The paper deals with the controversial charge and spin self-organization
phenomena in the HTSC cuprates, of which neutron, x-ray, STM and
ARPES experiments give complementary, sometimes apparently contradictory
glimpses. The examination has been set in the context of the boson–fermion,
negative-U
understanding of HTSC advocated over many years by the author.
Stripe models are developed which are
2-q
in nature and diagonal in form. For such a geometry to be compatible with
the data rests upon both the spin and charge arrays being face-centred.

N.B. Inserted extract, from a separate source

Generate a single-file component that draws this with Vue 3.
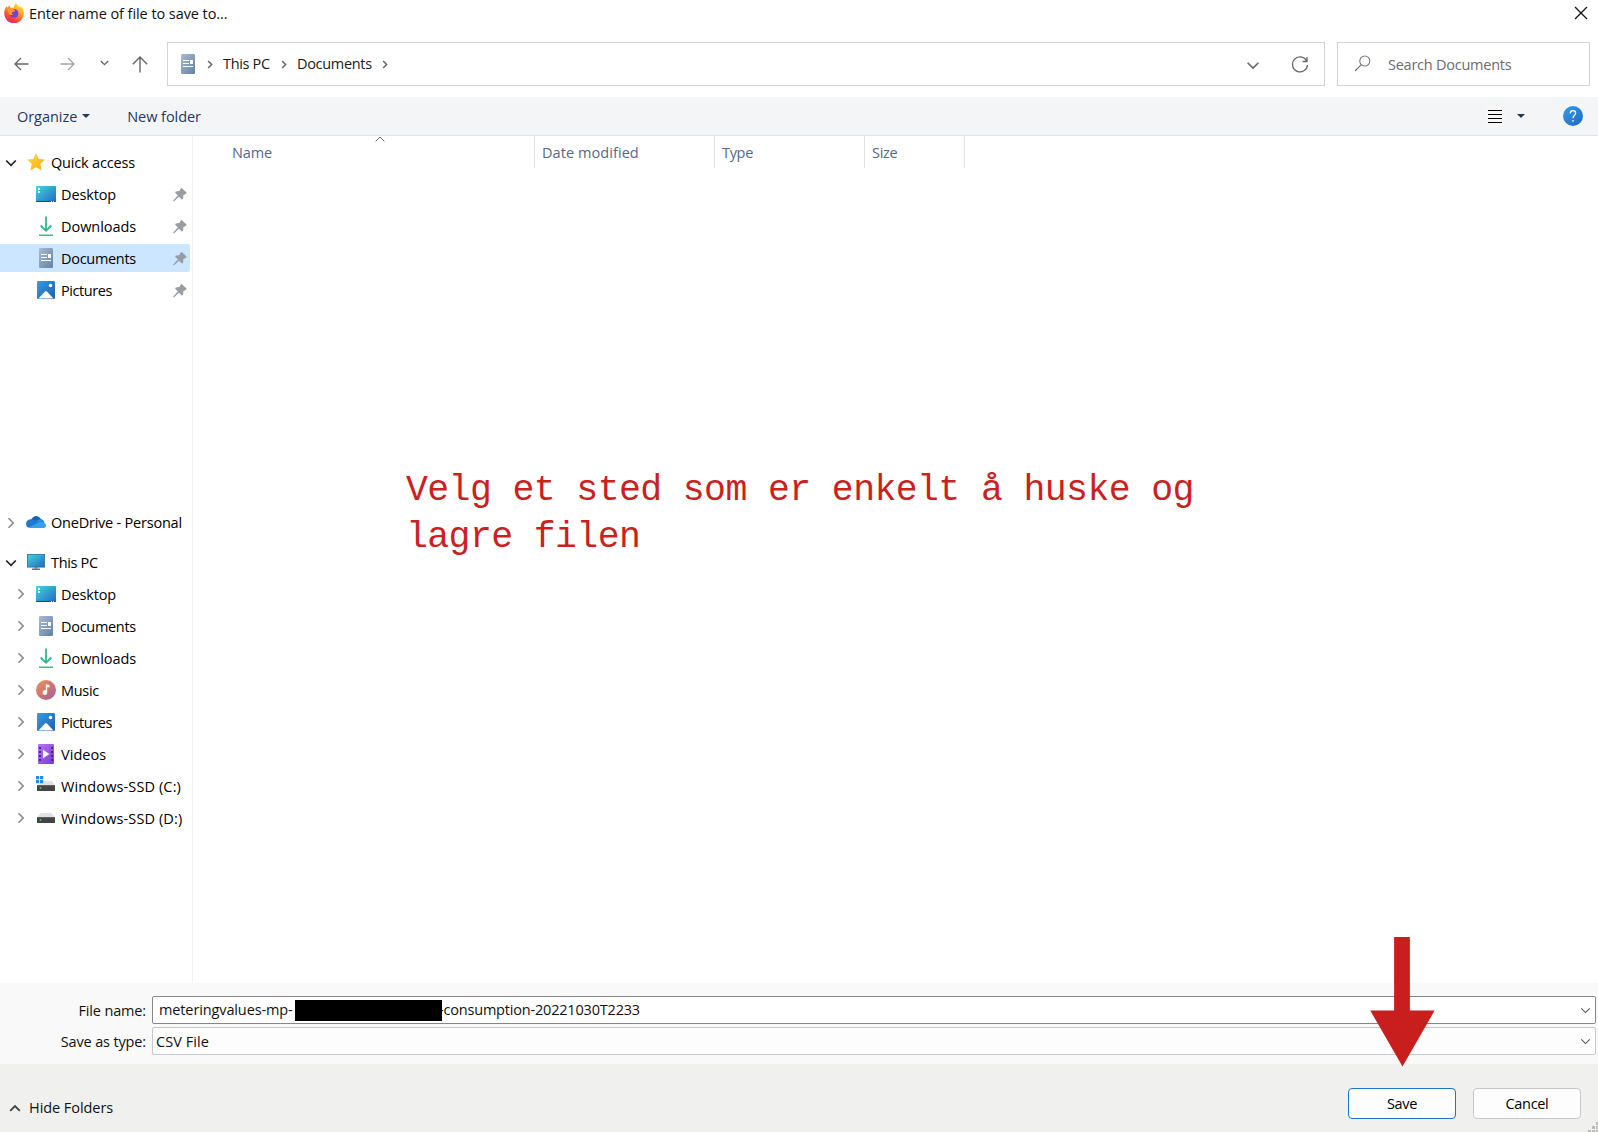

Various special doping concentrations are closely looked at, in particular
p = 0.1836 or
9/49, which is associated with the maximization of the superconducting condensation energy
and the termination of the pseudogap regime. The stripe models are dictated by real space
organization of the holes, whereas the dispersionless checkerboarding is interpreted in terms
of correlation driven collapse of normal Fermi surface behaviour and response
functions. The incommensurate spin diffraction below the 'resonance energy' is
seen as in no way expressing spin-wave physics or Fermi surface nesting, but is
driven by charge and strain (Jahn–Teller) considerations, and it stands virtually
without dispersion. The apparent dispersion comes from the downward dispersion of
the resonance peak, and the growth of a further incoherent commensurate peak
pursuant upon the falling level of charge stripe organization under excitation.